- Born: 1868 Duns, Berwickshire
- Died: 1951 (aged 82–83)
- Occupations: Poet; Short Fiction;
- Relatives: Mary W. M. Falconer (sister)
- Writing career
- Notable works: Wishing Wood, and Other Verses (1911); Whinblossom (1904);

= Agnes S. Falconer =

19th-century Scottish poet

Agnes S. Falconer (1868-1951) was a Scottish writer and poet who grew up with her sister Mary W. M. Falconer (1868-1951), also Scottish writer and poet, in Duns, Berwickshire, Scotland. Agnes authored two volumes of poetry: Whinblossom (1904) and Wishing Wood, and Other Verses (1911), in addition to contributing poetry and short fiction to a range of Scottish and English newspapers and periodicals with her sister between 1880 and the early 1910s. Agnes is known to have written under the pseudonym A. S. F. as well as Allan F. Percy. Scrapbooks belonging to the Falconer sisters are housed by the Scottish Borders Archive and Local History Centre in Hawick.

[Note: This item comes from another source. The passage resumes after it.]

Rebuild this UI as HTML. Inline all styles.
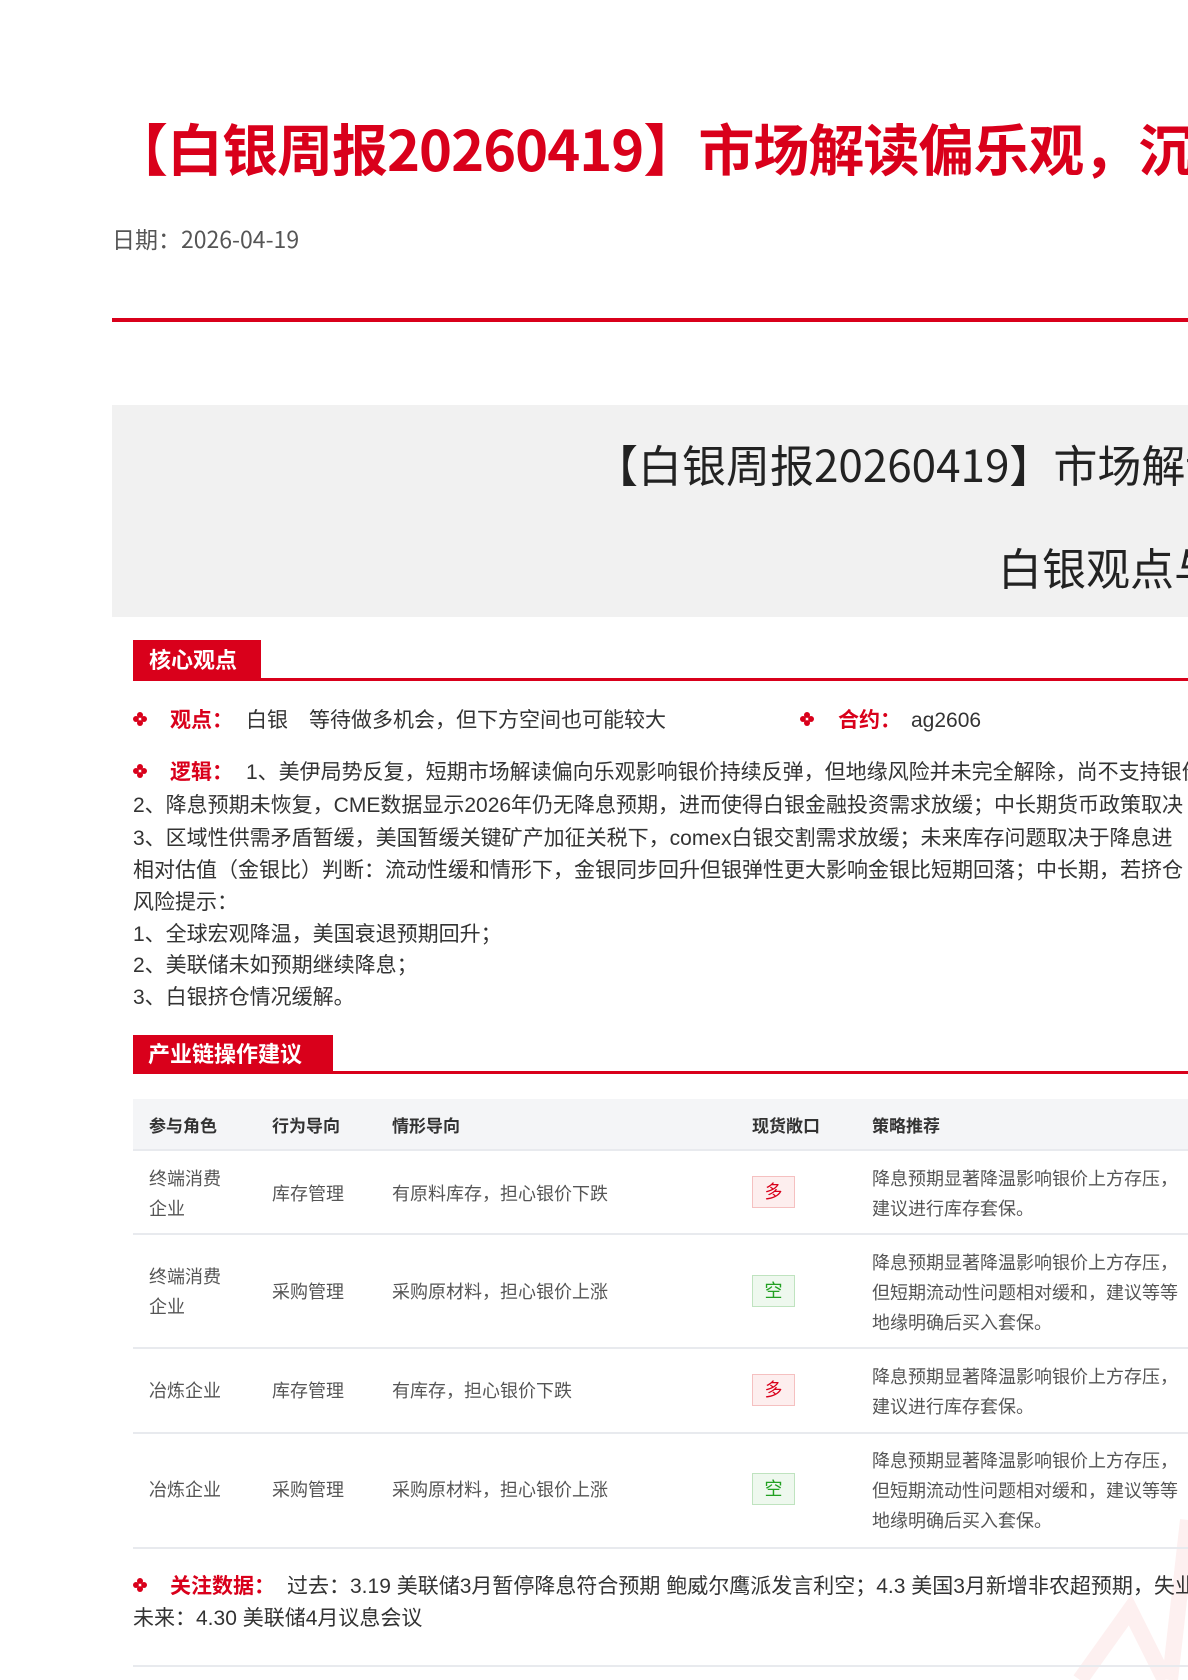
<!DOCTYPE html>
<html><head><meta charset="utf-8">
<style>
*{margin:0;padding:0;box-sizing:border-box}
html,body{width:1188px;height:1680px;overflow:hidden;background:#fff}
body{position:relative;font-family:"Liberation Sans","Noto Sans CJK SC",sans-serif;color:#333}
.a{position:absolute;white-space:nowrap}
.red{color:#d9001b}
.bul{position:absolute;width:14px;height:14px}
.lbl{color:#d9001b;font-weight:bold}
.t{font-size:21px;line-height:32px}
.th{font-size:17px;font-weight:bold;color:#333}
.td{font-size:18px;color:#555}
.badge{position:absolute;left:752px;width:43px;height:32px;font-size:18px;text-align:center;line-height:30px;border:1px solid}
.duo{background:#fdeeee;border-color:#f5c0c0;color:#d9001b}
.kong{background:#eef8ee;border-color:#bfe3bf;color:#22a022}
.rl{position:absolute;left:133px;right:0;height:2px;background:#e8eaee}
.clip{position:absolute;left:0;top:0;width:1188px;height:1680px;overflow:hidden}
</style></head><body><div class="clip">
<svg style="position:absolute;left:1000px;top:1500px" width="188" height="180"><path d="M188 20 L170 180 M80 180 L130 110 L165 180" stroke="#fdf0f0" stroke-width="16" fill="none"/></svg>
<div class="a red" style="left:112px;top:110px;font-family:'Noto Sans CJK SC',sans-serif;font-size:56px;font-weight:bold;line-height:76px;letter-spacing:-1px">【白银周报20260419】市场解读偏乐观，沉着应对等待机会</div>
<div class="a" style="left:112px;top:222px;font-family:'Noto Sans CJK SC',sans-serif;font-size:23px;color:#555;line-height:32px">日期：2026-04-19</div>
<div style="position:absolute;left:112px;width:1076px;top:318px;height:4px;background:#d9001b"></div>
<div style="position:absolute;left:112px;width:1076px;top:405px;height:212px;background:#f1f1f1"></div>
<div class="a" style="left:594px;top:434px;font-family:'Noto Sans CJK SC',sans-serif;font-size:44px;line-height:58px;color:#222">【白银周报20260419】市场解读偏乐观</div>
<div class="a" style="left:998px;top:542px;font-size:44px;line-height:58px;color:#222">白银观点与策略</div>

<div style="position:absolute;left:133px;top:640px;width:128px;height:40px;background:#d9001b;color:#fff;font-size:22px;font-weight:bold;line-height:42px;padding-left:16px">核心观点</div>
<div style="position:absolute;left:133px;width:1055px;top:678px;height:3px;background:#d9001b"></div>

<svg class="bul" style="left:133px;top:712px" viewBox="0 0 14 14"><g fill="#d9001b"><circle cx="7" cy="3" r="3"/><circle cx="7" cy="11" r="3"/><circle cx="3" cy="7" r="3"/><circle cx="11" cy="7" r="3"/></g><circle cx="7" cy="7" r="1.3" fill="#fff"/></svg>
<div class="a t" style="left:170px;top:705px"><span class="lbl">观点：</span></div>
<div class="a t" style="left:246px;top:705px">白银　等待做多机会，但下方空间也可能较大</div>
<svg class="bul" style="left:800px;top:712px" viewBox="0 0 14 14"><g fill="#d9001b"><circle cx="7" cy="3" r="3"/><circle cx="7" cy="11" r="3"/><circle cx="3" cy="7" r="3"/><circle cx="11" cy="7" r="3"/></g><circle cx="7" cy="7" r="1.3" fill="#fff"/></svg>
<div class="a t" style="left:838px;top:705px"><span class="lbl">合约：</span></div>
<div class="a t" style="left:911px;top:705px">ag2606</div>

<svg class="bul" style="left:133px;top:764px" viewBox="0 0 14 14"><g fill="#d9001b"><circle cx="7" cy="3" r="3"/><circle cx="7" cy="11" r="3"/><circle cx="3" cy="7" r="3"/><circle cx="11" cy="7" r="3"/></g><circle cx="7" cy="7" r="1.3" fill="#fff"/></svg>
<div class="a t" style="left:170px;top:757px"><span class="lbl">逻辑：</span></div>
<div class="a t" style="left:246px;top:757px">1、美伊局势反复，短期市场解读偏向乐观影响银价持续反弹，但地缘风险并未完全解除，尚不支持银价</div>
<div class="a t" style="left:133px;top:790px">2、降息预期未恢复，CME数据显示2026年仍无降息预期，进而使得白银金融投资需求放缓；中长期货币政策取决</div>
<div class="a t" style="left:133px;top:823px">3、区域性供需矛盾暂缓，美国暂缓关键矿产加征关税下，comex白银交割需求放缓；未来库存问题取决于降息进</div>
<div class="a t" style="left:133px;top:855px">相对估值（金银比）判断：流动性缓和情形下，金银同步回升但银弹性更大影响金银比短期回落；中长期，若挤仓</div>
<div class="a t" style="left:133px;top:887px">风险提示：</div>
<div class="a t" style="left:133px;top:919px">1、全球宏观降温，美国衰退预期回升；</div>
<div class="a t" style="left:133px;top:950px">2、美联储未如预期继续降息；</div>
<div class="a t" style="left:133px;top:982px">3、白银挤仓情况缓解。</div>

<div style="position:absolute;left:133px;top:1035px;width:200px;height:38px;background:#d9001b;color:#fff;font-size:22px;font-weight:bold;line-height:40px;padding-left:15px">产业链操作建议</div>
<div style="position:absolute;left:133px;width:1055px;top:1071px;height:3px;background:#d9001b"></div>

<div style="position:absolute;left:133px;width:1055px;top:1099px;height:51px;background:#f4f5f7"></div>
<div class="rl" style="top:1149px"></div>
<div class="a th" style="left:149px;top:1112px">参与角色</div>
<div class="a th" style="left:272px;top:1112px">行为导向</div>
<div class="a th" style="left:392px;top:1112px">情形导向</div>
<div class="a th" style="left:752px;top:1112px">现货敞口</div>
<div class="a th" style="left:872px;top:1112px">策略推荐</div>

<div class="a td" style="left:149px;top:1164px;line-height:30px">终端消费<br>企业</div>
<div class="a td" style="left:272px;top:1179px;line-height:30px">库存管理</div>
<div class="a td" style="left:392px;top:1179px;line-height:30px">有原料库存，担心银价下跌</div>
<div class="badge duo" style="top:1176px">多</div>
<div class="a td" style="left:872px;top:1164px;line-height:30px">降息预期显著降温影响银价上方存压，<br>建议进行库存套保。</div>
<div class="rl" style="top:1233px"></div>

<div class="a td" style="left:149px;top:1262px;line-height:30px">终端消费<br>企业</div>
<div class="a td" style="left:272px;top:1277px;line-height:30px">采购管理</div>
<div class="a td" style="left:392px;top:1277px;line-height:30px">采购原材料，担心银价上涨</div>
<div class="badge kong" style="top:1275px">空</div>
<div class="a td" style="left:872px;top:1248px;line-height:30px">降息预期显著降温影响银价上方存压，<br>但短期流动性问题相对缓和，建议等等<br>地缘明确后买入套保。</div>
<div class="rl" style="top:1347px"></div>

<div class="a td" style="left:149px;top:1376px;line-height:30px">冶炼企业</div>
<div class="a td" style="left:272px;top:1376px;line-height:30px">库存管理</div>
<div class="a td" style="left:392px;top:1376px;line-height:30px">有库存，担心银价下跌</div>
<div class="badge duo" style="top:1374px">多</div>
<div class="a td" style="left:872px;top:1362px;line-height:30px">降息预期显著降温影响银价上方存压，<br>建议进行库存套保。</div>
<div class="rl" style="top:1432px"></div>

<div class="a td" style="left:149px;top:1475px;line-height:30px">冶炼企业</div>
<div class="a td" style="left:272px;top:1475px;line-height:30px">采购管理</div>
<div class="a td" style="left:392px;top:1475px;line-height:30px">采购原材料，担心银价上涨</div>
<div class="badge kong" style="top:1473px">空</div>
<div class="a td" style="left:872px;top:1446px;line-height:30px">降息预期显著降温影响银价上方存压，<br>但短期流动性问题相对缓和，建议等等<br>地缘明确后买入套保。</div>
<div class="rl" style="top:1547px"></div>

<svg class="bul" style="left:133px;top:1578px" viewBox="0 0 14 14"><g fill="#d9001b"><circle cx="7" cy="3" r="3"/><circle cx="7" cy="11" r="3"/><circle cx="3" cy="7" r="3"/><circle cx="11" cy="7" r="3"/></g><circle cx="7" cy="7" r="1.3" fill="#fff"/></svg>
<div class="a t" style="left:170px;top:1571px"><span class="lbl">关注数据：</span></div>
<div class="a t" style="left:287px;top:1571px">过去：3.19 美联储3月暂停降息符合预期 鲍威尔鹰派发言利空；4.3 美国3月新增非农超预期，失业率</div>
<div class="a t" style="left:133px;top:1603px">未来：4.30 美联储4月议息会议</div>
<div class="rl" style="top:1665px"></div>
</div></body></html>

== Early life and education ==
Agnes S. Falconer was born in 1868 to Allan Falconer, an ironmonger and merchant. She was the younger sister of Mary Falconer. Her uncle, James Swan, was a stationer, bookseller and printer in Duns. The two sisters had a comfortable middle-class upbringing, as the family kept a servant and sometimes a lodger in the house. Agnes followed her sister in attending Duns Public School.

== Career ==
Agnes S. Falconer was involved in the Berwickshire Women's Liberal Association, and served as secretary between 1892 and 1897. She was also a member of the Executive of the Scottish Women's Liberal Federation, the British Women's Temperance Association and Women's Rural Institute. During World War I, Agnes published two war poems, Scottish Nurses in Serbia (c.1915) and Territorials (1917). As well as writing various pieces for the press, she published two volumes of poetry, Whinblossom (1904) and Wishing Wood (1911).

The Society Promoting Christian Knowledge wrote a book about Agnes Falconer. The book centered on her life history, and the story of her live, her struggles, and resilience.

== Publications ==
Agnes published some works.

- Wishing Wood, and Other Verses.
- Home Life at Greystone Lodge (Hardcover).
- Whinblossom A Book Of Verses. (Hardcover).